Asking for bibliographies is another matter, reading lists, research papers, sharing authors and information – this isn’t your own work, although you may have worked hard in compiling and discovering these resources for yourself. I think you should be able to share this, as a token of your friendship. I also think the authors would probably appreciate the extra readership as well, and we should always encourage education shouldn’t we?
Yet, these encounters are snowballing for you and we come to the situation with the award. I am unsure, did she accept and then try to get out of it? Or, was she uncomfortable from the outset? Either way, at this point in time your friendship has strained. It is possible that she is envious of your success. This happens. I suggest you ask someone else to act as your proxy, someone you can rely on and will be genuinely happy for you.
Now let’s move on to Male Friend. You introduced Study Buddy to him when you thought highly of her. Male Friend liked her, and presumably he still does. If your other friends blame you for that tell them to refrain from stupidity and explain to them the machinations of sexual attraction. There is no blame to be laid here.

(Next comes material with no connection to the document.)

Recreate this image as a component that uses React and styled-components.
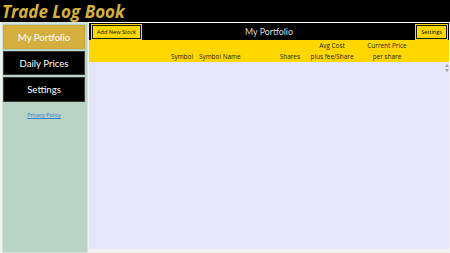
import React from "react";
import styled, { createGlobalStyle } from "styled-components";

const GlobalStyle = createGlobalStyle`
  html, body {
    margin: 0;
    padding: 0;
    background: #f2f2f2;
  }
  body {
    font-family: "Open Sans", "Noto Sans", sans-serif;
  }
`;

const Page = styled.div`
  width: 450px;
  height: 253px;
  display: flex;
  flex-direction: column;
  overflow: hidden;
  background: #f2f2f2;
`;

const TopBar = styled.div`
  height: 22px;
  background: #000;
  display: flex;
  align-items: center;
  padding-left: 2px;
`;

const Title = styled.h1`
  margin: 0;
  font-size: 17px;
  font-weight: 700;
  font-style: italic;
  color: #d6b23c;
`;

const Main = styled.div`
  flex: 1;
  display: flex;
  padding: 0 1px 0 2px;
  gap: 1px;
  min-height: 0;
`;

const Sidebar = styled.nav`
  width: 86px;
  box-sizing: border-box;
  background: #b9d4c4;
  border: 1px solid #d2e3d9;
  border-top-width: 2px;
  padding: 1px 2px 0 0;
  display: flex;
  flex-direction: column;
  gap: 2px;
`;

const NavButton = styled.div`
  height: ${(p) => p.$h}px;
  background: ${(p) => (p.$active ? "#d4af3e" : "#000")};
  border: 1px solid ${(p) => (p.$active ? "#c9a63a" : "#3a3a3a")};
  color: #fff;
  font-family: Lato, "Open Sans", sans-serif;
  font-size: 9.6px;
  display: flex;
  align-items: center;
  justify-content: center;
  box-sizing: border-box;
`;

const PrivacyLink = styled.a`
  margin-top: 7px;
  align-self: center;
  font-size: 5.4px;
  color: #2a7fd6;
  text-decoration: underline;
  cursor: pointer;
`;

const Content = styled.section`
  flex: 1;
  display: flex;
  flex-direction: column;
  border-top: 1px solid #fff;
  margin-bottom: 4px;
  background: #e6e6fa;
`;

const Header = styled.div`
  height: 17px;
  background: #000;
  display: flex;
  align-items: center;
  justify-content: space-between;
  padding: 0 2px 0 3px;
  position: relative;
`;

const SmallButton = styled.button`
  height: 14px;
  padding: 0 4px;
  background: #ffd700;
  border: 1.5px solid #1a1a1a;
  outline: 1px solid #ffd700;
  font-family: inherit;
  font-size: 5.6px;
  color: #000;
  display: flex;
  align-items: center;
`;

const HeaderTitle = styled.div`
  position: absolute;
  left: 0;
  right: 0;
  text-align: center;
  color: #dcdcdc;
  font-family: Lato, "Open Sans", sans-serif;
  font-size: 8.8px;
  pointer-events: none;
`;

const Columns = styled.div`
  height: 22px;
  background: #ffd700;
  display: grid;
  grid-template-columns: 74px 30px 65px 42px 64px 46px 1fr;
  grid-template-rows: 11px 11px;
  font-size: 6.4px;
  color: #222;
  line-height: 11px;
`;

const Cell = styled.div`
  grid-column: ${(p) => p.$col};
  grid-row: ${(p) => p.$row};
  text-align: ${(p) => p.$align || "left"};
  padding: ${(p) => p.$pad || "0"};
  white-space: nowrap;
`;

const Body = styled.div`
  flex: 1;
  position: relative;
`;

const ScrollArrows = styled.div`
  position: absolute;
  top: 2px;
  right: 0;
  display: flex;
  flex-direction: column;
  gap: 2px;
`;

export default function App() {
  return (
    <Page>
      <GlobalStyle />
      <TopBar>
        <Title>Trade Log Book</Title>
      </TopBar>
      <Main>
        <Sidebar>
          <NavButton $active $h={24}>My Portfolio</NavButton>
          <NavButton $h={24}>Daily Prices</NavButton>
          <NavButton $h={25}>Settings</NavButton>
          <PrivacyLink>Privacy Policy</PrivacyLink>
        </Sidebar>
        <Content>
          <Header>
            <SmallButton>Add New Stock</SmallButton>
            <HeaderTitle>My Portfolio</HeaderTitle>
            <SmallButton>Settings</SmallButton>
          </Header>
          <Columns>
            <Cell $col={5} $row={1} $align="center">Avg Cost</Cell>
            <Cell $col={6} $row={1} $align="center">Current Price</Cell>
            <Cell $col={2} $row={2} $align="right">Symbol</Cell>
            <Cell $col={3} $row={2} $pad="0 0 0 6px">Symbol Name</Cell>
            <Cell $col={4} $row={2} $align="right">Shares</Cell>
            <Cell $col={5} $row={2} $align="center">plus fee/Share</Cell>
            <Cell $col={6} $row={2} $align="center">per share</Cell>
          </Columns>
          <Body>
            <ScrollArrows>
              <svg width="4" height="3" viewBox="0 0 4 3">
                <path d="M0 3 L2 0 L4 3 Z" fill="#a0a0a0" />
              </svg>
              <svg width="4" height="3" viewBox="0 0 4 3">
                <path d="M0 0 L2 3 L4 0 Z" fill="#a0a0a0" />
              </svg>
            </ScrollArrows>
          </Body>
        </Content>
      </Main>
    </Page>
  );
}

However, what is worrying is the chorus of voices condemning Study Buddy at the same time as your own problems are brewing. Accusing someone of being cunning is harsh, it is not a characteristic one would desire in a friend or friend’s partner. You may have cause to worry, but do you all get together and confront her, perhaps conduct an intervention with Male Friend? Not unless you are all stark raving mad. My personal opinion is that interventions conducted by well-meaning friends are usually the fodder for highball comedy antics on modern day sitcoms, not a great recipe for raw emotion in real-life.
If he truly is a very close friend of yours you do this: speak to him discretely over supper or tea. Not in a confrontational manner, no accusing his partner of being “cunning“, or god forbid that she tried to “take my papers“! You might just ask him, how he is going. How is his relationship going? If he brings up concerns regarding Study Buddy, that is the trigger to discuss your own reservations. You might be able to introduce the concerns of others in this context for example, ‘Peter mentioned that he was worried about you because this happened, or this was said…’ . Better still, tell your friends to speak to Male Friend themselves. Good friends will find a way to speak openly and honestly with each other.
If Male Friend is as happy-as-Larry and does not bring up any concerns about his relationship you might still decide to say something. Your worry might make it difficult to hold-your-tongue. But be clear, is it his happiness that is dire or your own? If he does not see what you and your friends see, then let them be. This proposal requires you to know, understand and manage your own feelings toward her friendship independently of their relationship. You will need to continue to be friendly socially with her, even if you choose not to invest in a more personal friendship any longer. From your letter I suspect you want to step back from her, it seems your feelings have changed and your concerns are real. However, no matter what your feelings may be you will need to continue to respect her as Male Friend’s partner.
Problems aside, congratulations on your award!